Souvenir de l’arrivée d’un homme dont il avait oublié le visage, à l’air triste, dans les bras de qui sa mère s’est précipitée, le renvoyant lui, dans un autre monde, puis qui l’a serré très fort contre lui en pleurant qu’il était un grand garçon maintenant, parce que tout le monde pleurait.

Et le soir… Et bien cet homme là, le père revenu, dormait avec sa femme et lui tout seul dans un lit loin de sa maman…. Abandonné de tous… Ne comprenant plus rien au monde…

Pas toujours facile d’avoir un papa. Et puis 9 mois après ce retour, deux petites soeurs…. L’émotion favorise l’ovulation double ou triple… Mrs Tricot a fait ce qu’elle a pu… Mais bon, elle ne s’est jamais trompé dans ses calculs en disant que ses filles étaient nées jour pour jour 9 mois après le retour de son mari…

Il faudra que je cherche d’ailleurs, la date exacte de son retour, parce qu’on porte très rarement des jumeaux 9 mois pleins… Il a dû revenir avant la capitulation du 8 mai.

Un papa qui rentre malade et épuisé, ayant vu trop d’horreurs n’est pas franchement top pour comprendre un petit garçon de 7 ans bouillonnant de vie, qui a son caractère et pas du tout l’intention de laisser un étranger lui donner des ordres et lui piquer sa mère.

Commençait un long combat… Quand les guerres sont enfin terminées, ne pas croire que c’est la paix….

Le 8 mai je pense à eux. A tous ceux qui ne sont plus là et qui ont connu cette guerre voire même celle d’avant.

C’est un jour de congés (que Giscard nous avait supprimé)… Un jour de souvenirs de ceux qui ne sont plus là pour m’en parler… Et une grande pensée pour ceux qui ne sont jamais revenus s’il vous plaît… Ceux qui n’ont pas connu la joie de la bonne  fin et survécu en fin de compte.

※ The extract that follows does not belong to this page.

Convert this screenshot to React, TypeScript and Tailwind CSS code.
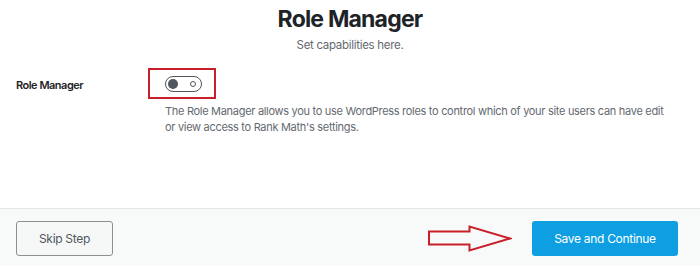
import { useState } from 'react'

const Arrow = () => (
  <svg width="84" height="27" viewBox="0 0 84 27" fill="none">
    <path
      d="M1 6.5 H41.5 V1.5 L82 13.5 L41.5 25.5 V19.5 H1 Z"
      stroke="#c8202a"
      strokeWidth="2"
      strokeLinejoin="miter"
    />
  </svg>
)

const App = () => {
  const [enabled, setEnabled] = useState(false)

  return (
    <div className="w-[700px] h-[266px] bg-white flex flex-col font-['Inter',sans-serif] overflow-hidden">
      <div className="flex flex-col items-center pt-[3px]">
        <h1 className="text-[23px] leading-[32px] font-bold text-[#1d2327] tracking-[-0.8px]">
          Role Manager
        </h1>
        <p className="text-[11.5px] leading-[16px] text-[#646970] mt-[2px] tracking-[-0.3px]">
          Set capabilities here.
        </p>
      </div>

      <div className="flex flex-1 pt-[15px]">
        <div className="w-[148px] pl-4 pt-[9px] text-[11px] font-semibold text-[#1d2327] tracking-[-0.5px]">
          Role Manager
        </div>
        <div className="flex flex-col">
          <div className="w-[68px] h-[31px] border-2 border-[#c8202a] flex items-center pl-[15px]">
            <button
              onClick={() => setEnabled(!enabled)}
              className="w-[37px] h-[16px] rounded-full border-[1.5px] border-[#50575e] flex items-center justify-between px-[2px]"
            >
              <span className="w-[10px] h-[10px] rounded-full bg-[#50575e]" />
              <span className="w-[6px] h-[6px] rounded-full border-[1.5px] border-[#50575e] mr-[3px]" />
            </button>
          </div>
          <p className="ml-[17px] mt-[4px] w-[510px] text-[11px] leading-[16px] text-[#646970] tracking-[-0.3px]">
            The Role Manager allows you to use WordPress roles to control which of your site users can have edit
            or view access to Rank Math's settings.
          </p>
        </div>
      </div>

      <div className="h-[58px] border-t border-[#e2e4e7] bg-[#f8f9f9] flex items-center justify-between pl-4 pr-[22px] pt-[2px]">
        <button className="w-[97px] h-[35px] rounded-[3px] border border-[#8c8f94] bg-[#f6f7f7] text-[12px] tracking-[-0.3px] text-[#50575e]">
          Skip Step
        </button>
        <div className="flex items-center gap-[20px]">
          <Arrow />
          <button className="w-[146px] h-[35px] rounded-[3px] bg-[#0e9fe3] text-[12px] tracking-[-0.3px] text-white">
            Save and Continue
          </button>
        </div>
      </div>
    </div>
  )
}

export default App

Pour eux la fin de vie n’a été qu’un véritable long calvaire…

Une grande pensée pour tous ceux qui ont vécu cette époque si noire… Si elle n’avait pas existé, il n’y aurait pas de jour férié…

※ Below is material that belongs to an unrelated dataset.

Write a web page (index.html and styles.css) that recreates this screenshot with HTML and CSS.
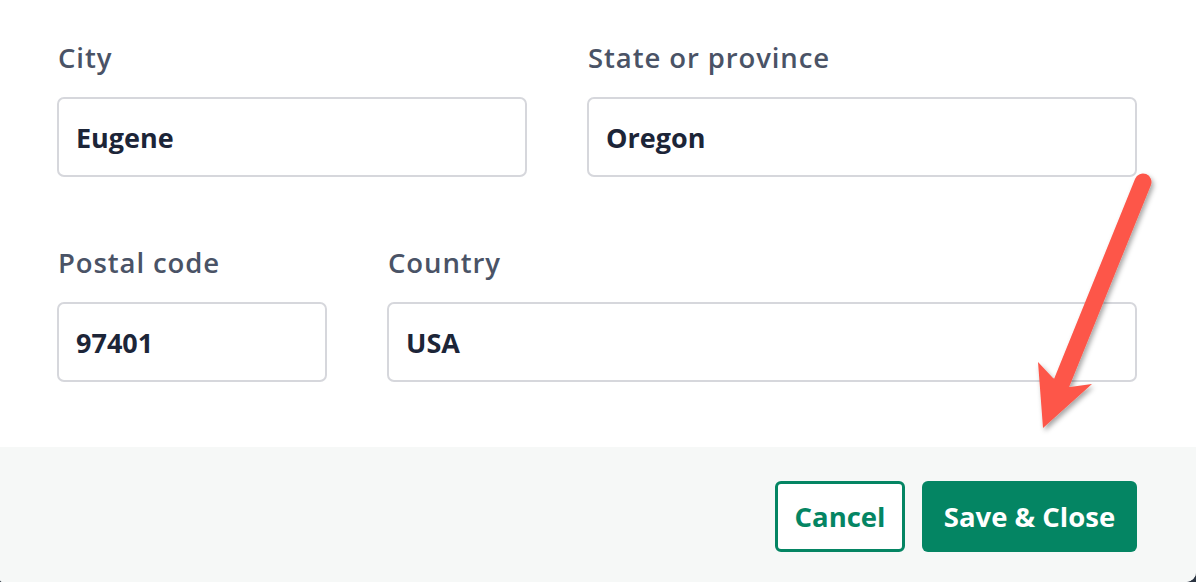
FILE: index.html
```html
<!DOCTYPE html>
<html lang="en">
<head>
<meta charset="utf-8">
<title>Address</title>
<link rel="stylesheet" href="styles.css">
</head>
<body>
<div class="modal">
  <div class="form">
    <div class="row row-1">
      <div class="field">
        <label class="label">City</label>
        <div class="input">Eugene</div>
      </div>
      <div class="field">
        <label class="label">State or province</label>
        <div class="input">Oregon</div>
      </div>
    </div>
    <div class="row row-2">
      <div class="field">
        <label class="label">Postal code</label>
        <div class="input">97401</div>
      </div>
      <div class="field">
        <label class="label">Country</label>
        <div class="input">USA</div>
      </div>
    </div>
  </div>
  <div class="footer">
    <button class="btn btn-outline">Cancel</button>
    <button class="btn btn-primary">Save &amp; Close</button>
  </div>
</div>
<svg class="arrow" width="1196" height="582" viewBox="0 0 1196 582" aria-hidden="true">
  <defs>
    <filter id="sh" x="-20%" y="-20%" width="140%" height="140%">
      <feDropShadow dx="2" dy="3" stdDeviation="2.5" flood-color="#000" flood-opacity="0.35"/>
    </filter>
  </defs>
  <g filter="url(#sh)" fill="#fd574a">
    <line x1="1143" y1="182" x2="1062" y2="382" stroke="#fd574a" stroke-width="17" stroke-linecap="round"/>
    <polygon points="1053,378 1038,362 1043,428 1092,384 1070,387"/>
  </g>
</svg>
</body>
</html>
```
FILE: styles.css
```css
html, body {
  margin: 0;
  padding: 0;
  height: 582px;
  overflow: hidden;
  background: #2b3441;
}
body {
  font-family: "Open Sans", Lato, sans-serif;
  position: relative;
}
.modal {
  background: #ffffff;
  height: 582px;
  overflow: hidden;
  border-bottom-left-radius: 3px;
  border-bottom-right-radius: 10px;
}
.form {
  padding: 42px 59px 65px 57px;
  display: flex;
  flex-direction: column;
  gap: 70px;
}
.row {
  display: flex;
  gap: 60px;
}
.row-1 .field:first-child { width: 470px; flex: none; }
.row-2 .field:first-child { width: 270px; flex: none; }
.field { flex: 1; display: flex; flex-direction: column; }
.label {
  font-size: 27.5px;
  line-height: 32px;
  font-weight: 600;
  letter-spacing: 0.9px;
  color: #4a5366;
  margin-left: 1px;
  margin-bottom: 23px;
}
.input {
  box-sizing: border-box;
  height: 80px;
  border: 2px solid #d6d7dc;
  border-radius: 7px;
  padding: 0 17px;
  display: flex;
  align-items: center;
  font-size: 27px;
  font-weight: 700;
  color: #1c2538;
}
.footer {
  background: #f6f8f7;
  padding: 34px 59px 40px 57px;
  display: flex;
  justify-content: flex-end;
  gap: 17px;
}
.btn {
  box-sizing: border-box;
  height: 71px;
  border-radius: 6px;
  font-family: "Open Sans", Lato, sans-serif;
  font-size: 27.5px;
  font-weight: 700;
  cursor: pointer;
  padding: 0;
}
.btn-outline {
  width: 130px;
  background: #ffffff;
  border: 3px solid #048563;
  color: #048563;
}
.btn-primary {
  width: 215px;
  background: #048563;
  border: none;
  color: #ffffff;
}
.arrow {
  position: absolute;
  left: 0;
  top: 0;
  pointer-events: none;
}
```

Ce n’est pas que j’aime particulièrement faire monument du souvenir le 11 novembre et le 8 mai, mais c’est pour moi un devoir de mémoire…

(Edité pour la première fois le  8 mai 2007)

0 réponse sur “Le 8 mai…”

  1. Le premier fils de ma grand-mère a été conçu lors de la seule permission de mon grand-père. Ce dernier ayant été fait prisonnier par les allemands n’est rentré chez lui que 4 ans après. Il a réussi à s’évader (une vraie épopée!).
    Ce fils donc, a vécu avec la photo de son père comme référence. Il savait qui il était mais ne l’avait jamais vu. Au retour tant attendu du père, le petit garçon n’a jamais voulu reconnaître l’homme amaigri et au visage tellement changé. La mise en place de la vie à trois a mis du temps à se mettre en place. Un retour un peu amer pour mon grand-père malgré tout, qui a dû aussi accepter que sa femme soit plus indépendante, elle qui a dû tout gérer pendant ses 4 ans d’absence… La vie n’est qu’un long calvaire…

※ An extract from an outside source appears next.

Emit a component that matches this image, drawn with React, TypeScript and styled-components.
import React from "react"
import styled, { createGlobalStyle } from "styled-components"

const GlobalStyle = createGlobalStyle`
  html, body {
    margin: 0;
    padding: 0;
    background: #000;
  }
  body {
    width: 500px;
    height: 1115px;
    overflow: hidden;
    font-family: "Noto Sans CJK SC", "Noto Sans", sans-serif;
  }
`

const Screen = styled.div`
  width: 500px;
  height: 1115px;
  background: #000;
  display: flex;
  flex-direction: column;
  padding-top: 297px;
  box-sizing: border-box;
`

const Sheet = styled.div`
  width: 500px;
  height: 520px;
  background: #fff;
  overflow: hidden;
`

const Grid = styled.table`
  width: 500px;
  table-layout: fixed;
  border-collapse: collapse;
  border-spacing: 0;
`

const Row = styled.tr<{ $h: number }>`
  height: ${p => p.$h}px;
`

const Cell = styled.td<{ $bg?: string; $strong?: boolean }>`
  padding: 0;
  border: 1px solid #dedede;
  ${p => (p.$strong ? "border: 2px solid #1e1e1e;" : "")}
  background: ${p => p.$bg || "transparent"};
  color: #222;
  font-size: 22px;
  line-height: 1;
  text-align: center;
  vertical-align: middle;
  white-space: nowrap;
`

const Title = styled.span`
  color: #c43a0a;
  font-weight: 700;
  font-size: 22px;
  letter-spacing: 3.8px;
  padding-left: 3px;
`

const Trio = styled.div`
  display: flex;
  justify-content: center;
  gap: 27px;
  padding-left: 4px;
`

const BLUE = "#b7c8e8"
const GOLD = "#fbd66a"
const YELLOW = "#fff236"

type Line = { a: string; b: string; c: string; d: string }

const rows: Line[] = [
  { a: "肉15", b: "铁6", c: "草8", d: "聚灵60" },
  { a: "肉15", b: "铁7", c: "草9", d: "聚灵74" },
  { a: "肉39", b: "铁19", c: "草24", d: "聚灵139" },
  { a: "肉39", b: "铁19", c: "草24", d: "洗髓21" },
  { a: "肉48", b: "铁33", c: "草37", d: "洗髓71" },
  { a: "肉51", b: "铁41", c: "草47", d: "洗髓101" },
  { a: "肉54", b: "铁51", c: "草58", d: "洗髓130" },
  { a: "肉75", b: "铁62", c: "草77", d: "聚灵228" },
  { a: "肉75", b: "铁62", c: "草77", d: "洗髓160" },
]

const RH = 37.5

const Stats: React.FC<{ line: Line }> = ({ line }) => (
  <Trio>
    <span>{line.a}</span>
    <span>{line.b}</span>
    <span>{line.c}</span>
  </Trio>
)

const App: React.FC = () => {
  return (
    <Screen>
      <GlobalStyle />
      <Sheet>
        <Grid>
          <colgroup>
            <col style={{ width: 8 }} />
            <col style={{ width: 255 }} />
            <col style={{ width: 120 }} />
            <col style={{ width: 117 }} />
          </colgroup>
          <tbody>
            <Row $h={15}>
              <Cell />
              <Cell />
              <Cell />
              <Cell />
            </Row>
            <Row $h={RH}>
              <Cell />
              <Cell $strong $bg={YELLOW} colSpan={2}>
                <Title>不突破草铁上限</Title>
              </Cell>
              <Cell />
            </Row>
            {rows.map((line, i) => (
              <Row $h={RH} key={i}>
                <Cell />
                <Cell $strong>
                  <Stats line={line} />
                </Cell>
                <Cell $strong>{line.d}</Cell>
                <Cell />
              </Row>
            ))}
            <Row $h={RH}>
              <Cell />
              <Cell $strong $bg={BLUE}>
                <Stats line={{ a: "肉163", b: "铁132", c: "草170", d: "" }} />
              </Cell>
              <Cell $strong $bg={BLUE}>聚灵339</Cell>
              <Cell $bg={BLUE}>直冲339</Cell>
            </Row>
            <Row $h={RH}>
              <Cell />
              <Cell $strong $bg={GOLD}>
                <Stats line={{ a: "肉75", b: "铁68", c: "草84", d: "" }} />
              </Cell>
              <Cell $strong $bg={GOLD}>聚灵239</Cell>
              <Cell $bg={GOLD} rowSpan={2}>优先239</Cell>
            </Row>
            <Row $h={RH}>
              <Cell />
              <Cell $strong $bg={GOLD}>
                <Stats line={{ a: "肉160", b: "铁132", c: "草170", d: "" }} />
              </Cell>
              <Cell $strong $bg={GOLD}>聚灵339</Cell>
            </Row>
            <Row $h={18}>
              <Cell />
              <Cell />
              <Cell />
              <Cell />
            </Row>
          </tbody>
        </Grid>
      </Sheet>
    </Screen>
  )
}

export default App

  2. J’ai pensé à toi aujourd’hui ! En me disant que notre sorcière préférée allait être là pour nous rappeler que c’est jour férié, certes, mais qu’il ne faut pas oublier ceux qui sont morts pour la France !

  3. OUI tu as cent fois raison: pensée et hommage à ceux qui ne sont pas revenus, à ceux qui sont rentrés et ne sont plus là souvent aujourd’hui. transmettre aux descendants la MEMOIRE. Cette année, le dimanche de Pâques, a eu pour nous un goùt bien particulier : réunis autour du traditionnel repas, nous avons pour la 1ère fois ouvert les archives du père de mon beau père, prisonnier pendant 4 ans dans un stalag. Nous avons lu des lettres, regardé les photos de sa vie en captivité, les photos de famille que lui envoyait sa femme, feuilleté religieusement les minuscules carnets qu’il gardait sur lui en permanence, dans lesquels, d’une écriture cunéïforme, il relatait ses journées. Sentiments partagés de tristesse, de respect , de gêne aussi : avions-nous le DROIT de nous approprier SES souvenirs ? de lire SES lettres magnifiques qu’il envoyait à sa femme aujourd’hui disparue ? De lire SES poèmes, SES textes philosophiques ? mais le plus important: nous étions réunis et pensions à lui, à eux.

    1. Tu as tout à fait raison.
      Mon grand-père avait fait un album concernant sa captivité (où ma mère l’a-t-elle mis ???).